PROBLEM: Retype the data that follows line by line, exactly, and leave its pictures out.

- - - - -

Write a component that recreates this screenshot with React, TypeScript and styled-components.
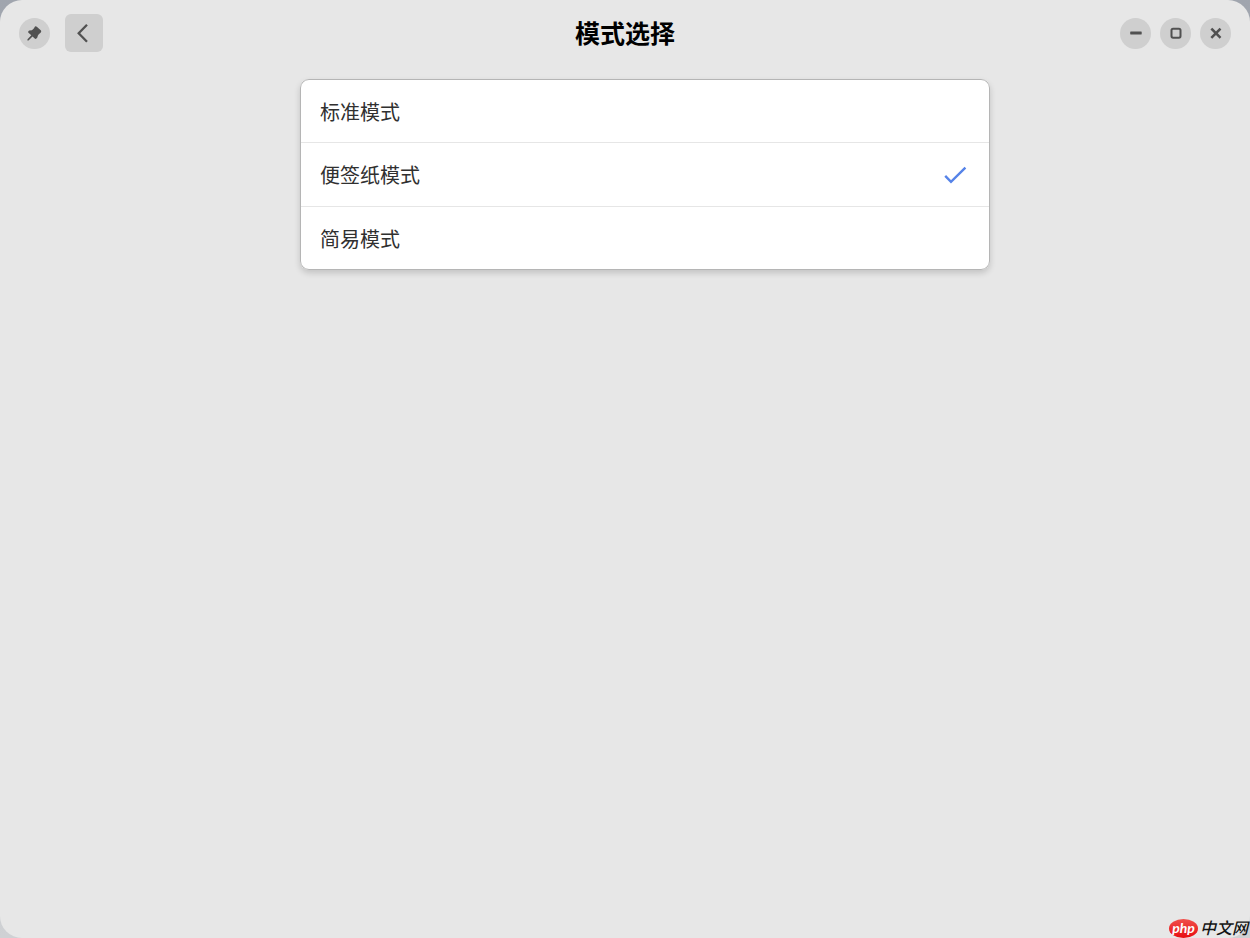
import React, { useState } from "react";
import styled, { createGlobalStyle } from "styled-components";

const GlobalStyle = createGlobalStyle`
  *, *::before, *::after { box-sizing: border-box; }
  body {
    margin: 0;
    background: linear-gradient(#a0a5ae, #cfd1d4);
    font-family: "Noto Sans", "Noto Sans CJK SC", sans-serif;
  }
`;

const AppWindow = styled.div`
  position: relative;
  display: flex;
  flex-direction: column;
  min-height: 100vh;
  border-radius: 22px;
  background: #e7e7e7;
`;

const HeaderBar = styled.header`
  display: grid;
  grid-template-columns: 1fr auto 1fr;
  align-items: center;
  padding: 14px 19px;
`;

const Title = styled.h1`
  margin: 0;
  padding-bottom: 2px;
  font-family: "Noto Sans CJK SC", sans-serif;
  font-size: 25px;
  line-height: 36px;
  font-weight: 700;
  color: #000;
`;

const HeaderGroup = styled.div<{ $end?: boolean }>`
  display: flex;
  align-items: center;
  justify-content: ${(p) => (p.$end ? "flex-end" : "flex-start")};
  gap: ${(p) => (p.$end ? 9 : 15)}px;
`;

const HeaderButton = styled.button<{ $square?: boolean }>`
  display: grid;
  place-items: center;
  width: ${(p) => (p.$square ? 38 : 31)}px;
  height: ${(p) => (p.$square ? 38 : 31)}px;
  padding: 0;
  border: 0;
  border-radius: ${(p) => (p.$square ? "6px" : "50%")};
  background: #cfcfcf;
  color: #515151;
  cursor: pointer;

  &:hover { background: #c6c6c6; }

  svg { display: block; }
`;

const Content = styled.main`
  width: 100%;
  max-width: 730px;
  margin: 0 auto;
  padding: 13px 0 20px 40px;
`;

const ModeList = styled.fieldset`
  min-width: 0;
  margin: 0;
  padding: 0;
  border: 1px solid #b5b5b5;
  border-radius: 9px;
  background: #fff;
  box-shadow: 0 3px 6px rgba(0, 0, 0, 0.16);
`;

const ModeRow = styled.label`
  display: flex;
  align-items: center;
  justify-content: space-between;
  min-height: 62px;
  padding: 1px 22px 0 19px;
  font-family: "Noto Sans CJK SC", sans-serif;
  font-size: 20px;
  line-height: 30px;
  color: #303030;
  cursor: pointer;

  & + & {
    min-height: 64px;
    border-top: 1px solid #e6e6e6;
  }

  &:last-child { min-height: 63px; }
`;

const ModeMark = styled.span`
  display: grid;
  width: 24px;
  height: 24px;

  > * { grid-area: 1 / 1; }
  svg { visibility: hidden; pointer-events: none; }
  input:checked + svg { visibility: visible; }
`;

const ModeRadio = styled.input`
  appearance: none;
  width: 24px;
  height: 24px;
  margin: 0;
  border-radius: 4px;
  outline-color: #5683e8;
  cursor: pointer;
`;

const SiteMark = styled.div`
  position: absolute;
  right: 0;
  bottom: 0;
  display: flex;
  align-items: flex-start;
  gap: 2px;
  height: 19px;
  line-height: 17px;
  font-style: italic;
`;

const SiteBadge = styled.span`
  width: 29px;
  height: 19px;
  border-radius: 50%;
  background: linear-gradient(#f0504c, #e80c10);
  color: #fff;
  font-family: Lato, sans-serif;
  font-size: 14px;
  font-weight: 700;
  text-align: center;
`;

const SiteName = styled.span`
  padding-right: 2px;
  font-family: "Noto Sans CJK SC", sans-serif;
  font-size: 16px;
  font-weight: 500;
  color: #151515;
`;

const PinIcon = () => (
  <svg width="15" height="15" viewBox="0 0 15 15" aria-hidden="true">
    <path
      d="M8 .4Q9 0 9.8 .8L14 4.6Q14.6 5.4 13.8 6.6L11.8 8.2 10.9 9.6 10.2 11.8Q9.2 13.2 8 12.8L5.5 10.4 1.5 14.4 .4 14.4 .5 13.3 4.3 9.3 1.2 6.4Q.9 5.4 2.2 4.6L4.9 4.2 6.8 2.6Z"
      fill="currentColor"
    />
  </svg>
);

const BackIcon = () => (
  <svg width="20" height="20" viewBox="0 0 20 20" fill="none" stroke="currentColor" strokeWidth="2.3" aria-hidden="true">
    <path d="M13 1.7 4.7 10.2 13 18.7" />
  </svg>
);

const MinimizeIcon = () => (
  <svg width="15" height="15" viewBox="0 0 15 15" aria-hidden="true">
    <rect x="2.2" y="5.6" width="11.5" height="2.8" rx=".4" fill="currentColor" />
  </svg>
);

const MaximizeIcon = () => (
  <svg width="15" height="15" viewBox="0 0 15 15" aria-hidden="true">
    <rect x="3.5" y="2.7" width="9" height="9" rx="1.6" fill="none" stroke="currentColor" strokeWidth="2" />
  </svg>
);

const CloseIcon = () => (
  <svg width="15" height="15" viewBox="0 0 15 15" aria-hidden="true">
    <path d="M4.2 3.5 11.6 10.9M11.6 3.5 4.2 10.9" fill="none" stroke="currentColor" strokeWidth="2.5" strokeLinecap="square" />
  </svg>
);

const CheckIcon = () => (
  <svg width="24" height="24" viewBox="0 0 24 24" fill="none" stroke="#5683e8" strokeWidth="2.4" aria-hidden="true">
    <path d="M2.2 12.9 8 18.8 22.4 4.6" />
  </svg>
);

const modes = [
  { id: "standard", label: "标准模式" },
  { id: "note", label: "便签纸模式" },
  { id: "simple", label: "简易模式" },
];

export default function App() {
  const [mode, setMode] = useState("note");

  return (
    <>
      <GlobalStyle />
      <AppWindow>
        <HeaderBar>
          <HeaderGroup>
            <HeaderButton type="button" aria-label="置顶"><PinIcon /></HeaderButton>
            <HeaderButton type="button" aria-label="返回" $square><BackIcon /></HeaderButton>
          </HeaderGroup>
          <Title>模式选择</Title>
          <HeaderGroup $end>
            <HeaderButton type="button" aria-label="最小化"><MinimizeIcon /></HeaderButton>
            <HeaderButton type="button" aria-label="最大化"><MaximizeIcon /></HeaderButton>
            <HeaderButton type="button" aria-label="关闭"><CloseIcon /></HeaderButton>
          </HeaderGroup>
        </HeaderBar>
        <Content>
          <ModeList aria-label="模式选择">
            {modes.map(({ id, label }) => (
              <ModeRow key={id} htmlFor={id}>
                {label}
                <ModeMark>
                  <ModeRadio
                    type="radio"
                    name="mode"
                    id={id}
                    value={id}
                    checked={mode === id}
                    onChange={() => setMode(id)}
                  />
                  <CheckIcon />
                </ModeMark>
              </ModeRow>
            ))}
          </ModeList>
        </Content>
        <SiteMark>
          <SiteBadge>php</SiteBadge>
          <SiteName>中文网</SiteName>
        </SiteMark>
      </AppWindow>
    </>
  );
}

- - - - -

THE OUTPUT:
Write a component that recreates this screenshot with React, TypeScript and styled-components.
import React, { useState } from "react";
import styled, { createGlobalStyle } from "styled-components";

const GlobalStyle = createGlobalStyle`
  *, *::before, *::after { box-sizing: border-box; }
  body {
    margin: 0;
    background: linear-gradient(#a0a5ae, #cfd1d4);
    font-family: "Noto Sans", "Noto Sans CJK SC", sans-serif;
  }
`;

const AppWindow = styled.div`
  position: relative;
  display: flex;
  flex-direction: column;
  min-height: 100vh;
  border-radius: 22px;
  background: #e7e7e7;
`;

const HeaderBar = styled.header`
  display: grid;
  grid-template-columns: 1fr auto 1fr;
  align-items: center;
  padding: 14px 19px;
`;

const Title = styled.h1`
  margin: 0;
  padding-bottom: 2px;
  font-family: "Noto Sans CJK SC", sans-serif;
  font-size: 25px;
  line-height: 36px;
  font-weight: 700;
  color: #000;
`;

const HeaderGroup = styled.div<{ $end?: boolean }>`
  display: flex;
  align-items: center;
  justify-content: ${(p) => (p.$end ? "flex-end" : "flex-start")};
  gap: ${(p) => (p.$end ? 9 : 15)}px;
`;

const HeaderButton = styled.button<{ $square?: boolean }>`
  display: grid;
  place-items: center;
  width: ${(p) => (p.$square ? 38 : 31)}px;
  height: ${(p) => (p.$square ? 38 : 31)}px;
  padding: 0;
  border: 0;
  border-radius: ${(p) => (p.$square ? "6px" : "50%")};
  background: #cfcfcf;
  color: #515151;
  cursor: pointer;

  &:hover { background: #c6c6c6; }

  svg { display: block; }
`;

const Content = styled.main`
  width: 100%;
  max-width: 730px;
  margin: 0 auto;
  padding: 13px 0 20px 40px;
`;

const ModeList = styled.fieldset`
  min-width: 0;
  margin: 0;
  padding: 0;
  border: 1px solid #b5b5b5;
  border-radius: 9px;
  background: #fff;
  box-shadow: 0 3px 6px rgba(0, 0, 0, 0.16);
`;

const ModeRow = styled.label`
  display: flex;
  align-items: center;
  justify-content: space-between;
  min-height: 62px;
  padding: 1px 22px 0 19px;
  font-family: "Noto Sans CJK SC", sans-serif;
  font-size: 20px;
  line-height: 30px;
  color: #303030;
  cursor: pointer;

  & + & {
    min-height: 64px;
    border-top: 1px solid #e6e6e6;
  }

  &:last-child { min-height: 63px; }
`;

const ModeMark = styled.span`
  display: grid;
  width: 24px;
  height: 24px;

  > * { grid-area: 1 / 1; }
  svg { visibility: hidden; pointer-events: none; }
  input:checked + svg { visibility: visible; }
`;

const ModeRadio = styled.input`
  appearance: none;
  width: 24px;
  height: 24px;
  margin: 0;
  border-radius: 4px;
  outline-color: #5683e8;
  cursor: pointer;
`;

const SiteMark = styled.div`
  position: absolute;
  right: 0;
  bottom: 0;
  display: flex;
  align-items: flex-start;
  gap: 2px;
  height: 19px;
  line-height: 17px;
  font-style: italic;
`;

const SiteBadge = styled.span`
  width: 29px;
  height: 19px;
  border-radius: 50%;
  background: linear-gradient(#f0504c, #e80c10);
  color: #fff;
  font-family: Lato, sans-serif;
  font-size: 14px;
  font-weight: 700;
  text-align: center;
`;

const SiteName = styled.span`
  padding-right: 2px;
  font-family: "Noto Sans CJK SC", sans-serif;
  font-size: 16px;
  font-weight: 500;
  color: #151515;
`;

const PinIcon = () => (
  <svg width="15" height="15" viewBox="0 0 15 15" aria-hidden="true">
    <path
      d="M8 .4Q9 0 9.8 .8L14 4.6Q14.6 5.4 13.8 6.6L11.8 8.2 10.9 9.6 10.2 11.8Q9.2 13.2 8 12.8L5.5 10.4 1.5 14.4 .4 14.4 .5 13.3 4.3 9.3 1.2 6.4Q.9 5.4 2.2 4.6L4.9 4.2 6.8 2.6Z"
      fill="currentColor"
    />
  </svg>
);

const BackIcon = () => (
  <svg width="20" height="20" viewBox="0 0 20 20" fill="none" stroke="currentColor" strokeWidth="2.3" aria-hidden="true">
    <path d="M13 1.7 4.7 10.2 13 18.7" />
  </svg>
);

const MinimizeIcon = () => (
  <svg width="15" height="15" viewBox="0 0 15 15" aria-hidden="true">
    <rect x="2.2" y="5.6" width="11.5" height="2.8" rx=".4" fill="currentColor" />
  </svg>
);

const MaximizeIcon = () => (
  <svg width="15" height="15" viewBox="0 0 15 15" aria-hidden="true">
    <rect x="3.5" y="2.7" width="9" height="9" rx="1.6" fill="none" stroke="currentColor" strokeWidth="2" />
  </svg>
);

const CloseIcon = () => (
  <svg width="15" height="15" viewBox="0 0 15 15" aria-hidden="true">
    <path d="M4.2 3.5 11.6 10.9M11.6 3.5 4.2 10.9" fill="none" stroke="currentColor" strokeWidth="2.5" strokeLinecap="square" />
  </svg>
);

const CheckIcon = () => (
  <svg width="24" height="24" viewBox="0 0 24 24" fill="none" stroke="#5683e8" strokeWidth="2.4" aria-hidden="true">
    <path d="M2.2 12.9 8 18.8 22.4 4.6" />
  </svg>
);

const modes = [
  { id: "standard", label: "标准模式" },
  { id: "note", label: "便签纸模式" },
  { id: "simple", label: "简易模式" },
];

export default function App() {
  const [mode, setMode] = useState("note");

  return (
    <>
      <GlobalStyle />
      <AppWindow>
        <HeaderBar>
          <HeaderGroup>
            <HeaderButton type="button" aria-label="置顶"><PinIcon /></HeaderButton>
            <HeaderButton type="button" aria-label="返回" $square><BackIcon /></HeaderButton>
          </HeaderGroup>
          <Title>模式选择</Title>
          <HeaderGroup $end>
            <HeaderButton type="button" aria-label="最小化"><MinimizeIcon /></HeaderButton>
            <HeaderButton type="button" aria-label="最大化"><MaximizeIcon /></HeaderButton>
            <HeaderButton type="button" aria-label="关闭"><CloseIcon /></HeaderButton>
          </HeaderGroup>
        </HeaderBar>
        <Content>
          <ModeList aria-label="模式选择">
            {modes.map(({ id, label }) => (
              <ModeRow key={id} htmlFor={id}>
                {label}
                <ModeMark>
                  <ModeRadio
                    type="radio"
                    name="mode"
                    id={id}
                    value={id}
                    checked={mode === id}
                    onChange={() => setMode(id)}
                  />
                  <CheckIcon />
                </ModeMark>
              </ModeRow>
            ))}
          </ModeList>
        </Content>
        <SiteMark>
          <SiteBadge>php</SiteBadge>
          <SiteName>中文网</SiteName>
        </SiteMark>
      </AppWindow>
    </>
  );
}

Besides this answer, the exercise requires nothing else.